Rick, Rochester, N.Y.
Hope not. He should be Boston’s longtime shortstop.
I was surprised to see Wright pitch in such awful conditions, where the k-ball was guaranteed to be wild. Does the weather generally play a role in these decisions? Did Farrell at least tell the kid, “You won’t come anywhere near the plate; don’t worry about it”?
Will, Chicago
That was a blowout game and he was the long man. Simple as that. Sure, K-ball is better under controlled conditions (dome) or when there’s no elements (wind, rain). A manager isn’t going to tell any pitcher not to worry about a bad performance. Why would he do that? You’re a professional player. You need to perform no matter what.
Is anybody else bothered by Napoli not buttoning up his uniform shirt? I notice a lot of the guys leave the top button unbuttoned, but Napoli doesn’t button the top two, prominently exposing his red undershirt and generally displaying an unprofessional appearance. Guess it will bother me less if the RBIs keep coming, but still.
Brad, Danbury, Conn.
The league has rules on how to wear your uniform. We’ll see if they object to that. But, true, I wouldn’t worry about it if he’s knocking in runs.

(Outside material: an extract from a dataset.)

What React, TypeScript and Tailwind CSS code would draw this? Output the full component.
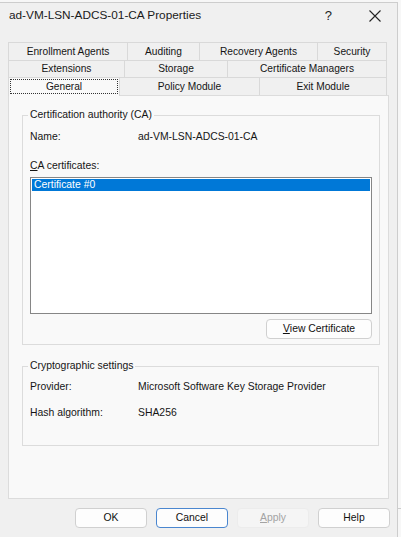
import React from "react";

const tabRows: { label: string; w: string }[][] = [
  [
    { label: "Enrollment Agents", w: "w-[120px]" },
    { label: "Auditing", w: "w-[72px]" },
    { label: "Recovery Agents", w: "w-[118px]" },
    { label: "Security", w: "w-[69px]" },
  ],
  [
    { label: "Extensions", w: "w-[117px]" },
    { label: "Storage", w: "w-[103px]" },
    { label: "Certificate Managers", w: "w-[159px]" },
  ],
];

const Tab = ({ label, w, first }: { label: string; w: string; first?: boolean }) => (
  <div
    className={`${w} flex h-full items-center justify-center border-t border-r border-[#d9d9d9] bg-[#f0f0f0] ${
      first ? "border-l" : ""
    }`}
  >
    {label}
  </div>
);

const Button = ({
  children,
  primary,
  disabled,
}: {
  children: React.ReactNode;
  primary?: boolean;
  disabled?: boolean;
}) => (
  <button
    className={`flex h-[20px] w-[72px] items-center justify-center rounded-[4px] border text-[10.4px] ${
      disabled
        ? "border-[#ececec] bg-[#f5f5f5] text-[#a3a3a3]"
        : primary
        ? "border-[#4a86cf] bg-[#fdfdfd] text-[#111]"
        : "border-[#d0d0d0] bg-[#fdfdfd] text-[#111]"
    }`}
  >
    {children}
  </button>
);

const Row = ({ label, value, className = "" }: { label: string; value: string; className?: string }) => (
  <div className={`flex leading-[14px] ${className}`}>
    <span className="w-[108px]">{label}</span>
    <span>{value}</span>
  </div>
);

export default function App() {
  return (
    <div className="flex h-[537px] w-[401px] bg-[#f7f7f7] pt-[2px] font-['Liberation_Sans',Arial,sans-serif] text-[10.4px] text-[#151515]">
      <div className="flex h-[535px] w-[398px] flex-col border-t border-r border-[#cdcdcd] bg-[#f0f0f0]">
        {/* title bar */}
        <div className="flex h-[26px] items-center pl-[9px]">
          <span className="text-[11.8px] text-[#1a1a1a]">ad-VM-LSN-ADCS-01-CA Properties</span>
          <span className="ml-auto text-[13px] text-[#222]">?</span>
          <svg className="ml-[37px] mr-[16px]" width="12" height="12" viewBox="0 0 12 12">
            <path d="M0.5 0.5L11.5 11.5M11.5 0.5L0.5 11.5" stroke="#222" strokeWidth="1.1" />
          </svg>
        </div>

        {/* tab strip */}
        <div className="ml-[8px] mt-[13px] flex flex-col text-[10.2px]">
          <div className="flex h-[18px]">
            {tabRows[0].map((t, i) => (
              <Tab key={t.label} label={t.label} w={t.w} first={i === 0} />
            ))}
          </div>
          <div className="flex h-[17px]">
            {tabRows[1].map((t, i) => (
              <Tab key={t.label} label={t.label} w={t.w} first={i === 0} />
            ))}
          </div>
          <div className="flex h-[18px] items-end">
            <div className="relative z-10 -mb-[1px] flex h-[19px] w-[112px] items-start justify-center border-t border-l border-r border-[#d9d9d9] bg-[#f9f9f9] px-[1px] pt-[1px]">
              <span className="flex h-[15px] w-full items-center justify-center border border-dotted border-[#333]">
                General
              </span>
            </div>
            <Tab label="Policy Module" w="w-[140px]" />
            <Tab label="Exit Module" w="w-[127px]" />
          </div>
        </div>

        {/* property page */}
        <div className="ml-[8px] flex h-[404px] w-[381px] flex-col border border-[#dcdcdc] bg-[#f9f9f9] pt-[12px]">
          <fieldset className="ml-[13px] flex w-[357px] flex-col border border-[#dcdcdc] px-[7px] pt-[8px] pb-[5px]">
            <legend className="-ml-[2px] px-[2px] leading-[14px]">Certification authority (CA)</legend>
            <Row label="Name:" value="ad-VM-LSN-ADCS-01-CA" />
            <div className="mt-[15px] leading-[14px]">
              <span className="underline underline-offset-[1px]">C</span>A certificates:
            </div>
            <div className="mt-[4px] h-[137px] w-[342px] border border-[#868686] bg-white p-[1px]">
              <div className="flex h-[12px] items-center bg-[#0078d7] pl-[2px] leading-[12px] text-white">
                Certificate #0
              </div>
            </div>
            <button className="mt-[5px] flex h-[20px] w-[106px] items-center justify-center self-end rounded-[4px] border border-[#d0d0d0] bg-[#fdfdfd] text-[#111]">
              <span className="underline underline-offset-[1px]">V</span>iew Certificate
            </button>
          </fieldset>

          <fieldset className="ml-[13px] mt-[14px] flex w-[357px] flex-col border border-[#dcdcdc] px-[7px] pt-[7px] pb-[25px]">
            <legend className="-ml-[2px] px-[2px] leading-[14px]">Cryptographic settings</legend>
            <Row label="Provider:" value="Microsoft Software Key Storage Provider" />
            <Row label="Hash algorithm:" value="SHA256" className="mt-[12px]" />
          </fieldset>
        </div>

        {/* dialog buttons */}
        <div className="ml-[75px] mt-[9px] flex gap-[9px]">
          <Button>OK</Button>
          <Button primary>Cancel</Button>
          <Button disabled>
            <span className="underline underline-offset-[1px]">A</span>pply
          </Button>
          <Button>Help</Button>
        </div>
      </div>
      <div className="flex flex-1 flex-col">
        <div className="mt-[506px] border-t border-[#cdcdcd]" />
      </div>
    </div>
  );
}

We hear a lot about a “swing tailored for Fenway.” Supposedly Adrian Gonzalez had one, thought it apparently evaporated while he was here. But what exactly is it? Does it differ for LH and RH hitters? How does it differ from a “swing tailored for Petco,” or a “swing tailored for Wrigley?” What is it about such a swing that takes advantage of Fenway?
Dylan, Madison, Wis.
For a lefthanded hitter, an inside-out swing allows the ball to head toward the Monster. For a righthanded hitter, a short, compact pull swing achieves the same purpose.